- Born: Harold James O'Halloran Spooner, Wisconsin, USA
- Occupations: Radio announcer, singer

= Hal O'Halloran =

American singer

Harold James O'Halloran was an American radio announcer and a singer.

==Early years==
O'Halloran was born in Spooner, Wisconsin, and grew up in Fond du Lac, Wisconsin. He began taking vocal lessons in 1924 and in 1926 moved to Chicago with plans to continue his voice studies. However, his relocation to Chicago took him into a career in radio instead.

==Career==
O'Halloran debuted in radio as a singer at WCFL in Chicago and later became an announcer there. In 1930, he moved to WLS, also in Chicago, working a morning shift. By October 1931, he had become WLS's chief announcer. For five years, he was master of ceremonies for the National Barn Dance on WLS, with two of those years also being broadcast on NBC radio.

In 1934, O'Halloran left WLS to work as an announcer at WOR radio in New York City. He returned to WLS in 1936 and became the announcer for the Chuck Wagon program. Later in the 1930s, he worked at CKLW in Windsor, Ontario. On February 15, 1939, he began working at WLW in Cincinnati, Ohio. He had a morning show there and was co-host of the Boone County Jamboree, a Friday evening stage show that was broadcast on WLW. In January 1946, O'Halloran became the master of ceremonies on Wake Up and Smile, a Saturday morning program on the ABC radio network.
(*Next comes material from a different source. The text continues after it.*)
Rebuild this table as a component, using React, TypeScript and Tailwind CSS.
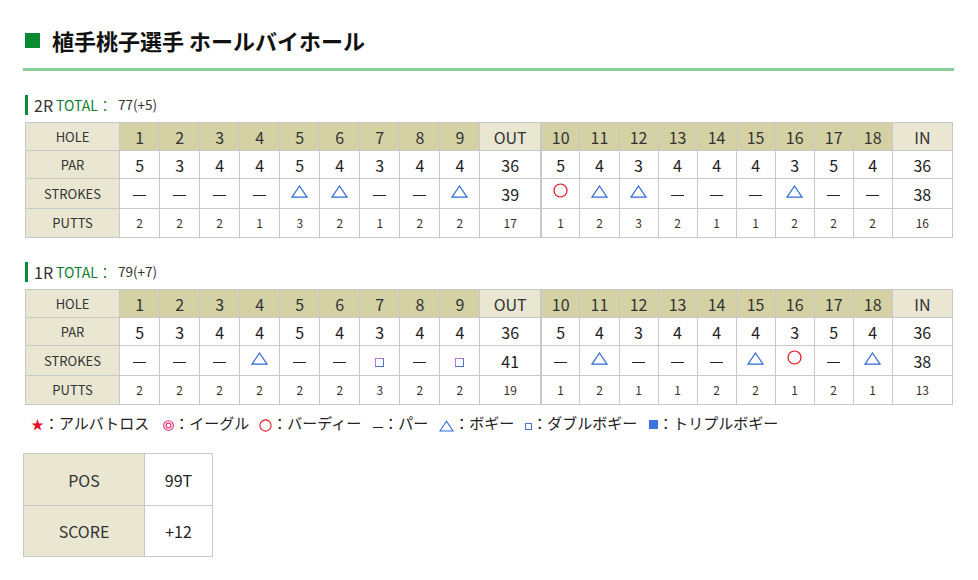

In 1932, O'Halloran won a national contest for announcers. In 1933 he received the Chicago Daily Times Most Popular Announcer in Chicago award.

One of O'Halloran's specialties was children's programs. While he worked at WCFL, he was one of two speakers on Biographies in Bronze, an educational series about people from history, especially those who explored and settled North America. At WLS, he became Steamboat Bill, and more than 100,000 children enrolled in a club that the station created for his character. At CKLW, his Junior Federation Club had over 200,000 members. At WLW, he was host of a weekday morning program that included children's songs and riddles and "tidy-up time", during which he encouraged young listeners to pick up their clothes and toys.

Besides his work on radio, O'Halloran toured the Eastern United States with a barn dance production After he went to Cincinnati, he made personal appearances with the Boone County Jamboree. in 1949, he was a master of ceremonies on the ABC Barn Dance, a segment of the National Barn Dance that was broadcast on ABC-TV.

O'Halloran led a musical group, Hal O'Halloran's Hooligans, whose instruments included bass, clarinet, fiddle, guitar, harmonica, jug, kazoo, and washboard. The group recorded at least six songs in 1936.

== Personal life ==
O'Halloran was married in 1917. He and his wife had a son and a daughter.